Parce qu’il y a ici trois langues, de nombreuses personnes qui participent à la création du livre, cet acte de télépathie perd peu à peu l’aspect binaire (Bianca et Patricia) pour devenir un espace commun, un lieu de pensée pour tous les lecteurs et lectrices. Chacune, pourtant, vit avec une représentation toute personnelle de l’autre, c’est justement, ce qui est essentiel ; peut-on, par la pensée, par la simple force de la pensée, transmettre à l’Autre ce que nous pensons, croyons, imaginons de lui ? Cet Autre a-t ’il les capacités de recevoir nos « mots » ? Et surtout qu’est-ce qu’il a de nous dans l’Autre et vice-versa ?

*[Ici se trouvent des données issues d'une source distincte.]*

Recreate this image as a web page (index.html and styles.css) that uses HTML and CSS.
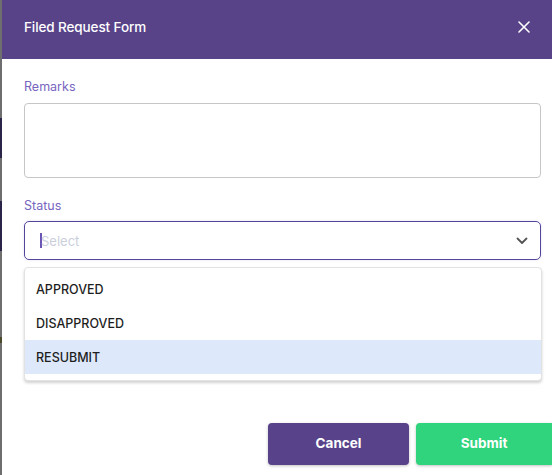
FILE: index.html
```html
<!DOCTYPE html>
<html>
<head>
<meta charset="utf-8">
<link rel="stylesheet" href="styles.css">
</head>
<body>
<div class="page">
  <div class="backdrop-strip">
    <span class="blk b1"></span>
    <span class="blk b2"></span>
    <span class="blk b3"></span>
  </div>
  <div class="modal">
    <div class="header">
      <span class="title">Filed Request Form</span>
      <svg class="close" width="12" height="12" viewBox="0 0 12 12"><path d="M1 1L11 11M11 1L1 11" stroke="#fff" stroke-width="1.6" stroke-linecap="round"/></svg>
    </div>
    <div class="body">
      <label class="label">Remarks</label>
      <div class="textarea"></div>
      <label class="label status-label">Status</label>
      <div class="select">
        <span class="caret"></span><span class="placeholder">Select</span>
        <svg class="chev" width="12" height="8" viewBox="0 0 12 8"><path d="M1.5 1.5L6 6L10.5 1.5" fill="none" stroke="#555" stroke-width="1.8" stroke-linecap="round" stroke-linejoin="round"/></svg>
      </div>
      <div class="menu-wrap">
        <ul class="menu">
          <li class="item">APPROVED</li>
          <li class="item">DISAPPROVED</li>
          <li class="item active">RESUBMIT</li>
        </ul>
      </div>
      <div class="actions">
        <button class="btn cancel">Cancel</button>
        <button class="btn submit">Submit</button>
      </div>
    </div>
  </div>
</div>
</body>
</html>
```
FILE: styles.css
```css
* { box-sizing: border-box; }
html, body { margin: 0; padding: 0; }
body {
  width: 552px;
  height: 475px;
  overflow: hidden;
  font-family: Inter, "Noto Sans", sans-serif;
  background: #fff;
}
.page {
  display: flex;
  height: 475px;
}
.backdrop-strip {
  width: 2px;
  flex: none;
  background: #6e6e6e;
  display: flex;
  flex-direction: column;
}
.blk { display: block; width: 2px; }
.b1 { height: 40px; margin-top: 118px; background: #2a2448; }
.b2 { height: 50px; margin-top: 43px; background: #2a2448; }
.b3 { height: 6px; margin-top: 86px; background: #4a4a2a; }
.modal {
  flex: 1;
  display: flex;
  flex-direction: column;
}
.header {
  height: 59px;
  background: #584389;
  display: flex;
  align-items: center;
  justify-content: space-between;
  padding: 0 22px 0 22px;
}
.title {
  color: #fff;
  font-size: 13.5px;
  font-weight: 500;
  letter-spacing: -0.1px;
  margin-top: -6px;
}
.close { margin-top: -6px; }
.body {
  padding: 20px 11px 0 22px;
  display: flex;
  flex-direction: column;
}
.label {
  font-size: 12.5px;
  color: #7765c0;
  line-height: 15px;
  height: 15px;
}
.textarea {
  margin-top: 9px;
  height: 75px;
  border: 1px solid #c6c6c6;
  border-radius: 4px;
}
.status-label { margin-top: 20px; }
.select {
  margin-top: 8px;
  height: 39px;
  border: 1px solid #54449a;
  border-radius: 5px;
  display: flex;
  align-items: center;
  padding: 0 12px 0 15px;
  box-shadow: 0 0 3px rgba(120, 100, 200, 0.18);
}
.caret {
  width: 2px;
  height: 15px;
  background: #6a55b5;
}
.placeholder {
  font-size: 13px;
  color: #cbcfdc;
  margin-left: -1px;
  flex: 1;
}
.chev { margin-right: 0; }
.menu-wrap { margin-top: 7px; padding-right: 0; }
.menu {
  list-style: none;
  margin: 0 -1px 0 0;
  padding: 4px 0 6px 0;
  border: 1px solid #e2e2e2;
  border-radius: 4px;
  box-shadow: 0 2px 3px rgba(0, 0, 0, 0.18);
  background: #fff;
}
.item {
  height: 34px;
  display: flex;
  align-items: center;
  padding-left: 11px;
  font-size: 12.5px;
  color: #1e1e1e;
  font-weight: 500;
}
.item.active { background: #dde9fb; }
.actions {
  margin-top: 42px;
  display: flex;
  justify-content: flex-end;
  gap: 7px;
  margin-right: -11px;
}
.btn {
  height: 42px;
  border: none;
  border-radius: 4px;
  color: #fff;
  font-family: Inter, "Noto Sans", sans-serif;
  font-size: 13.5px;
  font-weight: 700;
  padding: 0 0 3px 0;
  box-shadow: 0 1px 3px rgba(0, 0, 0, 0.25);
}
.cancel { width: 141px; background: #58438a; }
.submit { width: 136px; background: #2fd47d; border-radius: 4px 0 0 4px; }
```
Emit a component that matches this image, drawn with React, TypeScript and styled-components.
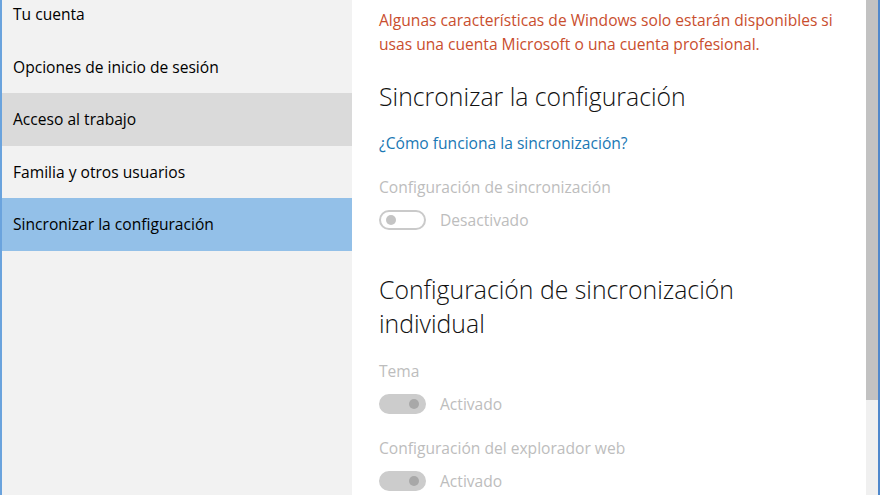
import styled, { createGlobalStyle } from 'styled-components'

const GlobalStyle = createGlobalStyle`
  html, body {
    margin: 0;
    padding: 0;
    overflow: hidden;
    background: #ffffff;
  }
  * {
    box-sizing: border-box;
  }
`

const Window = styled.div`
  display: flex;
  width: 880px;
  height: 495px;
  overflow: hidden;
  border-left: 2px solid #6aa3dd;
  border-right: 2px solid #4f88cc;
  font-family: 'Open Sans', 'Noto Sans', sans-serif;
`

const Sidebar = styled.nav`
  width: 350px;
  flex-shrink: 0;
  background: #f2f2f2;
  overflow: hidden;
`

const NavList = styled.ul`
  list-style: none;
  margin: -12px 0 0;
  padding: 0;
`

const NavItem = styled.li<{ $state?: 'hover' | 'active' }>`
  height: 52.5px;
  display: flex;
  align-items: center;
  padding-left: 11px;
  font-size: 15.6px;
  color: #000;
  background: ${(p) => (p.$state === 'active' ? '#93c0e8' : p.$state === 'hover' ? '#dadada' : 'transparent')};
`

const Content = styled.main`
  flex: 1;
  background: #fff;
  padding: 8px 0 0 27px;
  overflow: hidden;
`

const Warning = styled.p`
  margin: 0;
  width: 458px;
  font-size: 15.6px;
  line-height: 24px;
  color: #c94e2e;
`

const Heading = styled.h2<{ $gap: number }>`
  margin: ${(p) => p.$gap}px 0 0;
  width: 440px;
  font-size: 24.8px;
  font-weight: 300;
  line-height: 34px;
  color: #111;
`

const Link = styled.a`
  display: block;
  margin-top: 19px;
  font-size: 15.6px;
  line-height: 22px;
  color: #1a78b4;
  text-decoration: none;
`

const Setting = styled.div<{ $gap: number }>`
  margin-top: ${(p) => p.$gap}px;
`

const Label = styled.div`
  font-size: 15.6px;
  line-height: 22px;
  color: #bdbdbd;
`

const ToggleRow = styled.div`
  display: flex;
  align-items: center;
  gap: 14px;
  margin-top: 11px;
`

const Toggle = styled.span<{ $on: boolean }>`
  position: relative;
  width: 47px;
  height: 20px;
  border-radius: 10px;
  border: 2px solid ${(p) => (p.$on ? '#cccccc' : '#cacaca')};
  background: ${(p) => (p.$on ? '#cccccc' : '#ffffff')};

  &::after {
    content: '';
    position: absolute;
    top: 3px;
    ${(p) => (p.$on ? 'right: 5px;' : 'left: 5px;')}
    width: 10px;
    height: 10px;
    border-radius: 50%;
    background: ${(p) => (p.$on ? '#a8a8a8' : '#c4c4c4')};
  }
`

const State = styled.span`
  font-size: 15.6px;
  color: #bdbdbd;
`

const Scrollbar = styled.div`
  width: 12px;
  flex-shrink: 0;
  display: flex;
  flex-direction: column;
  background: #f0f0f0;
`

const Thumb = styled.div`
  height: 400px;
  background: #c2c2c2;
`

const navItems: { label: string; state?: 'hover' | 'active' }[] = [
  { label: 'Tu cuenta' },
  { label: 'Opciones de inicio de sesión' },
  { label: 'Acceso al trabajo', state: 'hover' },
  { label: 'Familia y otros usuarios' },
  { label: 'Sincronizar la configuración', state: 'active' },
  { label: '' },
  { label: '' },
  { label: '' },
]

const SettingToggle = ({ label, on, gap }: { label: string; on: boolean; gap: number }) => (
  <Setting $gap={gap}>
    <Label>{label}</Label>
    <ToggleRow>
      <Toggle $on={on} />
      <State>{on ? 'Activado' : 'Desactivado'}</State>
    </ToggleRow>
  </Setting>
)

export default function App() {
  return (
    <>
      <GlobalStyle />
      <Window>
        <Sidebar>
          <NavList>
            {navItems.map((item, i) => (
              <NavItem key={i} $state={item.state}>
                {item.label}
              </NavItem>
            ))}
          </NavList>
        </Sidebar>
        <Content>
          <Warning>
            Algunas características de Windows solo estarán disponibles si usas una cuenta Microsoft o una cuenta
            profesional.
          </Warning>
          <Heading $gap={23}>Sincronizar la configuración</Heading>
          <Link href="#">¿Cómo funciona la sincronización?</Link>
          <SettingToggle label="Configuración de sincronización" on={false} gap={22} />
          <Heading $gap={41}>Configuración de sincronización individual</Heading>
          <SettingToggle label="Tema" on gap={20} />
          <SettingToggle label="Configuración del explorador web" on gap={22} />
        </Content>
        <Scrollbar>
          <Thumb />
        </Scrollbar>
      </Window>
    </>
  )
}
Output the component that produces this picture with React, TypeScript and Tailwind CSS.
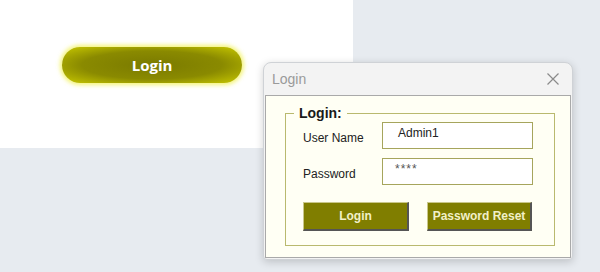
import React from 'react';

const LoginDialog: React.FC = () => (
  <div className="absolute left-[263px] top-[62px] w-[310px] h-[198px] rounded-t-[8px] rounded-b-[4px] border border-[#cfd2d6] bg-[#f3f3f3] shadow-[0_2px_8px_rgba(0,0,0,0.18)] flex flex-col overflow-hidden">
    <div className="h-[32px] flex items-center justify-between pl-[8px] pr-[12px] shrink-0">
      <span className="text-[14px] text-[#9a9a9a]">Login</span>
      <svg width="14" height="14" viewBox="0 0 14 14" className="text-[#8a8a8a]">
        <path d="M1.5 1.5 L12.5 12.5 M12.5 1.5 L1.5 12.5" stroke="currentColor" strokeWidth="1.2" fill="none" />
      </svg>
    </div>
    <div className="flex-1 mx-[1px] mb-[1px] border border-[#a9a9a9] bg-[#fffff4] pt-[9px] px-[19px]">
      <fieldset className="h-[141px] border border-[#b9b96e] pl-[17px] pr-[21px] pt-0">
        <legend className="px-[5px] ml-[-9px] text-[14px] font-bold text-[#1a1a1a] leading-[16px]">Login:</legend>
        <div className="flex items-center mt-[1px]">
          <span className="w-[79px] pt-[4px] text-[12px] text-[#222]">User Name</span>
          <div className="w-[151px] h-[27px] border border-[#a6a55c] bg-white pl-[15px] pt-[1px] text-[12px] text-[#222]">Admin1</div>
        </div>
        <div className="flex items-center mt-[9px]">
          <span className="w-[79px] pt-[4px] text-[12px] text-[#222]">Password</span>
          <div className="w-[151px] h-[27px] border border-[#a6a55c] bg-white pl-[12px] pt-[1px] text-[12px] text-[#555] tracking-[1px]">****</div>
        </div>
        <div className="flex justify-between mt-[17px] pr-[1px]">
          <button className="w-[106px] h-[29px] bg-[#807e00] border-t border-l border-[#c9c78a] border-r-2 border-b-2 border-r-[#555] border-b-[#555] text-[12px] font-bold text-[#f2f0c8]">Login</button>
          <button className="w-[105px] h-[29px] bg-[#807e00] border-t border-l border-[#c9c78a] border-r-2 border-b-2 border-r-[#555] border-b-[#555] text-[12px] font-bold text-[#f2f0c8]">Password Reset</button>
        </div>
      </fieldset>
    </div>
  </div>
);

export default function App() {
  return (
    <div className="relative w-[600px] h-[272px] bg-[#e7ebf0] overflow-hidden font-['Liberation_Sans',Arial,sans-serif]">
      <div className="w-[353px] h-[148px] bg-white pt-[47px] pl-[62px]">
        <button className="w-[180px] h-[36px] rounded-full bg-[radial-gradient(ellipse_at_center,#7a7a00_0%,#8a8a00_55%,#c9c900_100%)] shadow-[0_0_4px_2px_rgba(240,240,60,0.7)] text-white font-bold text-[15px] font-['Open_Sans',sans-serif]">
          Login
        </button>
      </div>
      <LoginDialog />
    </div>
  );
}
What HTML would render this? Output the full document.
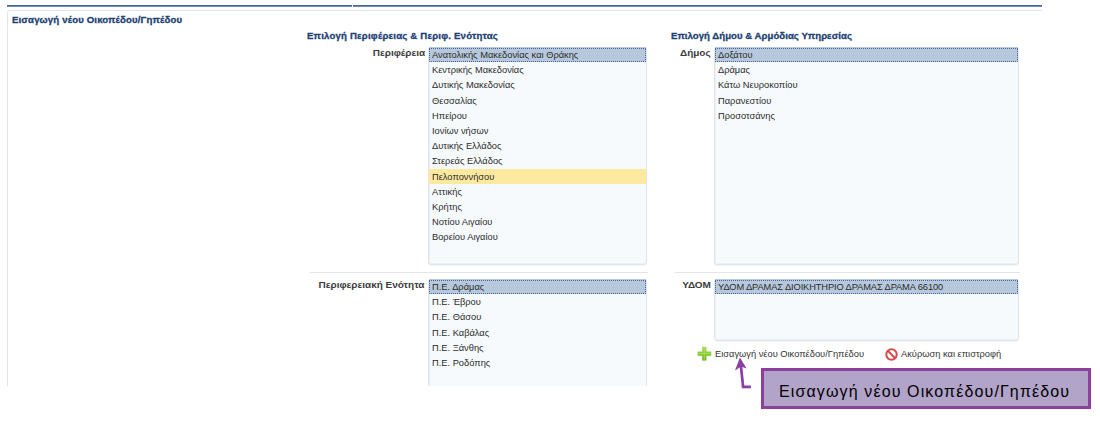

Il n’y a bien évidemment pas de réponse absolue, et il ne faut pas ici prendre la télépathie comme une sorte d’acte occulte, plutôt comme un lieu où se jouent nos représentations.
C’est ce qui donne à Télépoétique ce parfum un peu étrange de voyage, de découverte, de rencontre. Au départ, il y a une sensation déroutante de dislocation, les repères manquent et le texte de Jacques Derrida n’étant pas des plus aisés, la lecture a quelque chose d’heurtée, sans que l’impression soit désagréable cependant. Puis, peu à peu les choses s’ouvrent et le parcours devient passionnant.
On suit ces échanges, on s’interroge sur leurs significations, sur notre capacité à faire de même, à partager des mots, des images, à ressentir avec l’Autre, à entretenir une relation au-delà de… Il y a la prise de conscience de la représentation, de l’idée que nous nous faisons des autres, du monde, mais aussi et c’est primordial de ce que nous voulons mettre dans ce monde et ces relations. Les dialogues s’instaurent dans le silence, on se parle à Soi, tout peut faire sens.
Patricia Morosan, Bianca Oana, mais aussi l’éditrice Céline Pevrier défrichent de nouveaux axes avec ce livre. La photographie et le texte peuvent aller vers des dimensions créatives nouvelles. C’est ainsi qu’il faut lire Télépoétique : comme une tentative qui ne demande qu’à devenir pérenne, mais aussi une ouverture sur ce qui nous entoure et qui infuse en nous.